Discretization alters nanoptera tail amplitudes and periods.

Bifurcation points depend on discretization parameters.

Higher-order discretizations tend to a nonzero bifurcation constant.

Abstract

We consider generalizations of nonlinear Schr\"odinger equations, which we call "Karpman equations", that include additional linear higher-order derivatives. Singularly-perturbed Karpman equations produce generalized solitary waves (GSWs) in the form of solitary waves with exponentially small oscillatory tails. Nanoptera are a special case of GSWs in which these oscillatory tails do not decay.
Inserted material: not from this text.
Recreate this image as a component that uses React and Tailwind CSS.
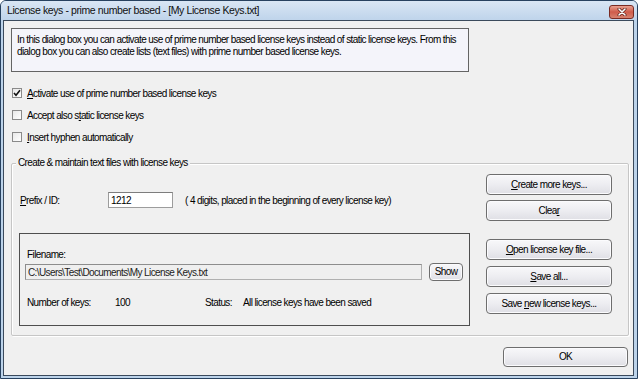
import React from "react";

function Btn({ children, className = "" }) {
  return (
    <button
      type="button"
      className={`flex items-center justify-center rounded-[4px] border border-[#6e6e6e] bg-gradient-to-b from-[#f8f8fa] via-[#ededf1] to-[#dfdfe5] text-[10px] leading-none text-black shadow-[inset_0_0_0_1px_#fbfbfd] ${className}`}
    >
      <span>{children}</span>
    </button>
  );
}

function Check({ checked, children }) {
  return (
    <label className="flex h-[22px] items-center gap-[5px] pl-[8px]">
      <span className="flex h-[10px] w-[10px] items-center justify-center border border-[#8a8a8a] bg-gradient-to-br from-[#e8e8e8] to-white">
        {checked && (
          <svg width="8" height="8" viewBox="0 0 8 8">
            <polyline points="1,4 3,6.2 7,1.2" fill="none" stroke="#111" strokeWidth="1.6" />
          </svg>
        )}
      </span>
      <span>{children}</span>
    </label>
  );
}

export default function App() {
  return (
    <div className="flex h-[379px] w-[638px] flex-col overflow-hidden rounded-t-[6px] border border-[#27415f] bg-[#bcd3ea] font-['Liberation_Sans',Arial,sans-serif] text-[10px] tracking-[-0.6px] text-black">
      {/* title bar */}
      <div className="flex h-[19px] items-center justify-between bg-gradient-to-b from-[#d9e6f4] to-[#bfd4eb] pl-[6px] pr-[3px]">
        <span className="text-[10.5px] tracking-[-0.4px] text-[#101010]">
          License keys - prime number based - [My License Keys.txt]
        </span>
        <span className="mt-[3px] flex h-[14px] w-[25px] items-center justify-center rounded-[3px] border border-[#7a2a22] bg-gradient-to-b from-[#e8a091] via-[#cf5b4a] to-[#d7826f]">
          <svg width="10" height="8" viewBox="0 0 10 8">
            <path d="M2 1 L8 7 M8 1 L2 7" stroke="#5a1d16" strokeWidth="3" strokeLinecap="round" />
            <path d="M2 1 L8 7 M8 1 L2 7" stroke="#fff" strokeWidth="1.6" strokeLinecap="round" />
          </svg>
        </span>
      </div>

      {/* client */}
      <div className="mb-[2px] ml-[2px] mr-[3px] flex flex-1 flex-col border border-[#3b4a5c] bg-[#f0f0f0]">
        <div className="ml-[7px] mt-[7px] h-[44px] w-[458px] whitespace-nowrap border border-[#646464] bg-[#f4f4fa] px-[5px] pt-[5px] leading-[11.5px]">
          In this dialog box you can activate use of prime number based license keys instead of static license keys. From this
          <br />
          dialog box you can also create lists (text files) with prime number based license keys.
        </div>

        <div className="mt-[10px]">
          <Check checked>
            <u>A</u>ctivate use of prime number based license keys
          </Check>
          <Check>
            Accept also s<u>t</u>atic license keys
          </Check>
          <Check>
            <u>I</u>nsert hyphen automatically
          </Check>
        </div>

        {/* group box */}
        <div className="relative ml-[7px] mt-[15px] flex h-[173px] w-[618px] rounded-[2px] border border-[#c6c6c6] shadow-[inset_1px_1px_0_#ffffff,1px_1px_0_#ffffff]">
          <span className="absolute -top-[7px] left-[4px] bg-[#f0f0f0] px-[2px] leading-[12px]">
            Create &amp; maintain text files with license keys
          </span>

          <div className="flex w-[474px] flex-col">
            <div className="mt-[28px] flex h-[16px] items-center pl-[8px]">
              <span className="w-[88px]">
                <u>P</u>refix / ID:
              </span>
              <span className="flex h-[16px] w-[65px] items-center border border-[#9c9c9c] border-t-[#7d7d7d] bg-white pl-[2px]">
                1212
              </span>
              <span className="ml-[12px]">( 4 digits, placed in the beginning of every license key)</span>
            </div>

            <div className="ml-[7px] mt-[25px] flex h-[93px] w-[451px] flex-col border border-[#4f4f4f]">
              <span className="ml-[7px] mt-[15px] leading-[12px]">Filename:</span>
              <div className="mt-[2px] flex items-center">
                <span className="ml-[5px] flex h-[16px] w-[397px] items-center border border-[#b0b0b0] border-l-[#8d8d8d] border-t-[#8d8d8d] bg-[#efefef] pl-[2px] text-[#222]">
                  C:\Users\Test\Documents\My License Keys.txt
                </span>
                <Btn className="ml-[7px] h-[18px] w-[34px] rounded-[3px]">Show</Btn>
              </div>
              <div className="mt-[16px] flex leading-[12px]">
                <span className="ml-[7px] w-[88px]">Number of keys:</span>
                <span className="w-[90px]">100</span>
                <span className="w-[38px]">Status:</span>
                <span>All license keys have been saved</span>
              </div>
            </div>
          </div>

          <div className="flex w-[126px] flex-col pt-[10px]">
            <Btn className="h-[21px]">
              <u>C</u>reate more keys...
            </Btn>
            <Btn className="mt-[5px] h-[21px]">
              Clea<u>r</u>
            </Btn>
            <Btn className="mt-[18px] h-[21px]">
              <u>O</u>pen license key file...
            </Btn>
            <Btn className="mt-[6px] h-[21px]">
              <u>S</u>ave all...
            </Btn>
            <Btn className="mt-[6px] h-[21px]">
              Save <u>n</u>ew license keys...
            </Btn>
          </div>
        </div>

        <Btn className="ml-[499px] mt-[11px] h-[20px] w-[125px]">OK</Btn>
      </div>
    </div>
  );
}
Previous research on continuous third-order and fourth-order Karpman equations has shown that nanoptera occur in specific settings. We use exponential asymptotic techniques to identify traveling nanoptera in singularly-perturbed continuous Karpman equations. We then study the effect of discretization on nanoptera by applying a finite-difference discretization to continuous Karpman equations and studying traveling-wave solutions. The finite-difference discretization turns a continuous Karpman equation into an advance--delay equation, which we study using exponential asymptotic analysis. By comparing nanoptera in these discrete Karpman equations with nanoptera in their continuous counterparts, we show that the oscillation amplitudes and periods in the nanoptera tails differ in the continuous and discretized equations. We also show that the parameter values at which there is a bifurcation between nanopteron and decaying oscillatory solutions depends on the choice of discretization. Finally, by comparing different higher-order discretizations of the fourth-order Karpman equation, we show that the bifurcation value tends to a nonzero constant for large orders, rather than to $0$ as in the associated continuous Karpman equation.